All deadlines are at 11:59 PM UTC on the corresponding day unless otherwise noted. The competition organizers reserve the right to update the contest timeline if they deem it necessary.

## Prizes

- 1st Place - $12,000
- 2nd Place - $8,000
- 3rd Place - $5,000

## Citation

Addison Howard, GIBOULOT Quentin, PatrickFrenchie, Rémi Cogranne, Will Cukierski. (2020). ALASKA2 Image Steganalysis. Kaggle. https://kaggle.com/competitions/alaska2-image-steganalysis


# Data

## Dataset Description

This dataset contains a large number of unaltered images, called the "Cover" image, as well as corresponding examples in which information has been hidden using one of three steganography algorithms (JMiPOD, JUNIWARD, UERD).\
The goal of the competition is to determine which of the images in the test set (`Test/`) have hidden messages embedded.

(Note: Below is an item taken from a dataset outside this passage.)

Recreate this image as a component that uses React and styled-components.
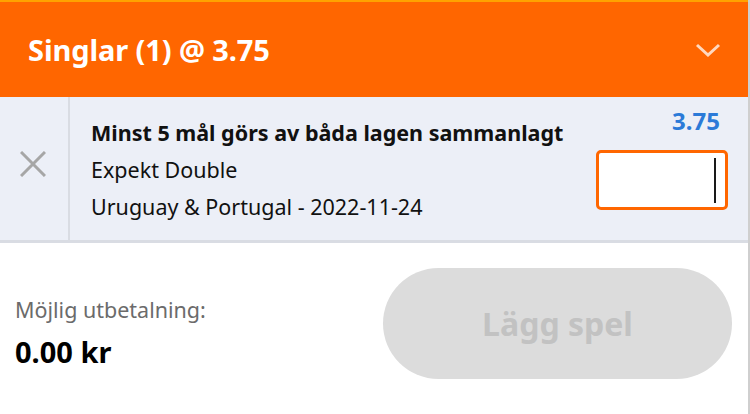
import React from 'react';
import styled, { createGlobalStyle } from 'styled-components';

const GlobalStyle = createGlobalStyle`
  html, body {
    margin: 0;
    padding: 0;
    background: #fff;
    font-family: "Noto Sans", "Open Sans", sans-serif;
  }
  * { box-sizing: border-box; }
`;

const Slip = styled.div`
  width: 750px;
  height: 414px;
  border-right: 2px solid #cfcfcf;
  display: flex;
  flex-direction: column;
  overflow: hidden;
`;

const Header = styled.div`
  height: 97px;
  flex-shrink: 0;
  border-top: 2px solid #ffa200;
  background: #ff6600;
  display: flex;
  align-items: center;
  justify-content: space-between;
  padding: 0 27px 0 28px;
  color: #fff;
`;

const Title = styled.h1`
  margin: 0;
  font-size: 29px;
  font-weight: 700;
  letter-spacing: -0.1px;
`;

const Chevron = styled.svg`
  width: 26px;
  height: 14px;
  opacity: 0.75;
`;

const BetRow = styled.div`
  display: flex;
  height: 146px;
  flex-shrink: 0;
  background: #eceff7;
  border-bottom: 3px solid #d9dce3;
`;

const RemoveCell = styled.button`
  width: 70px;
  border: none;
  border-right: 2px solid #d9dce3;
  background: transparent;
  display: flex;
  align-items: center;
  justify-content: center;
  padding: 0 2px 10px 0;
`;

const BetInfo = styled.div`
  flex: 1;
  padding: 17px 0 0 21px;
  display: flex;
  flex-direction: column;
  font-size: 21.5px;
  color: #111;
`;

const Line = styled.div`
  line-height: 37px;
  font-weight: ${(p) => (p.$bold ? 700 : 400)};
  white-space: nowrap;
`;

const StakeCol = styled.div`
  width: 160px;
  padding: 10px 20px 0 0;
  display: flex;
  flex-direction: column;
  align-items: flex-end;
`;

const Odds = styled.div`
  font-size: 24px;
  font-weight: 700;
  color: #2b7ad8;
  line-height: 28px;
  margin-right: 8px;
`;

const StakeInput = styled.div`
  margin-top: 15px;
  width: 132px;
  height: 60px;
  border: 3px solid #ff6600;
  border-radius: 5px;
  background: #fff;
  display: flex;
  justify-content: flex-end;
  align-items: center;
  padding-right: 9px;
`;

const Caret = styled.span`
  width: 2px;
  height: 45px;
  background: #1a1a1a;
`;

const Footer = styled.div`
  flex: 1;
  display: flex;
  align-items: center;
  justify-content: space-between;
  padding: 0 16px 12px 15px;
`;

const Payout = styled.div`
  display: flex;
  flex-direction: column;
  gap: 9px;
  padding-top: 20px;
`;

const PayoutLabel = styled.div`
  font-size: 21.5px;
  color: #6b6b6b;
  line-height: 30px;
`;

const PayoutValue = styled.div`
  font-size: 29px;
  font-weight: 700;
  color: #000;
  line-height: 36px;
`;

const PlaceButton = styled.button`
  width: 349px;
  height: 111px;
  border: none;
  border-radius: 56px;
  background: #dcdcdc;
  color: #c2c2c2;
  font-family: inherit;
  font-size: 32px;
  font-weight: 700;
  margin-top: 2px;
`;

const App = () => (
  <>
    <GlobalStyle />
    <Slip>
      <Header>
        <Title>Singlar (1) @ 3.75</Title>
        <Chevron viewBox="0 0 26 14" fill="none">
          <path d="M2 2l11 10L24 2" stroke="#fff" strokeWidth="3" />
        </Chevron>
      </Header>
      <BetRow>
        <RemoveCell aria-label="Ta bort">
          <svg width="26" height="26" viewBox="0 0 26 26">
            <path d="M1 1l24 24M25 1L1 25" stroke="#a6a6a6" strokeWidth="3" />
          </svg>
        </RemoveCell>
        <BetInfo>
          <Line $bold>Minst 5 mål görs av båda lagen sammanlagt</Line>
          <Line>Expekt Double</Line>
          <Line>Uruguay &amp; Portugal - 2022-11-24</Line>
        </BetInfo>
        <StakeCol>
          <Odds>3.75</Odds>
          <StakeInput>
            <Caret />
          </StakeInput>
        </StakeCol>
      </BetRow>
      <Footer>
        <Payout>
          <PayoutLabel>Möjlig utbetalning:</PayoutLabel>
          <PayoutValue>0.00 kr</PayoutValue>
        </Payout>
        <PlaceButton disabled>Lägg spel</PlaceButton>
      </Footer>
    </Slip>
  </>
);

export default App;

Note that in order to make the competition more realistic the length of hidden messages (the payload) will not be provided. The only available information on the test set is:

1. Each embedding algorithm is used with the same probability.
2. The payload (message length) is adjusted such that the "difficulty" is approximately the same regardless the content of the image. Images with smooth content are used to hide shorter messages while highly textured images will be used to hide more secret bits. The payload is adjusted in the same manner for testing and training sets.
3. The average message length is 0.4 bit per non-zero AC DCT coefficient.
4. The images are all compressed with one of the three following JPEG quality factors: 95, 90 or 75.

## Files

- `Cover/` contains 75k unaltered images meant for use in training.
- `JMiPOD/` contains 75k examples of the JMiPOD algorithm applied to the cover images.
- `JUNIWARD/`contains 75k examples of the JUNIWARD algorithm applied to the cover images.
- `UERD/` contains 75k examples of the UERD algorithm applied to the cover images.
- `Test/` contains 5k test set images. These are the images for which you are predicting.
- `sample_submission.csv` contains an example submission in the correct format.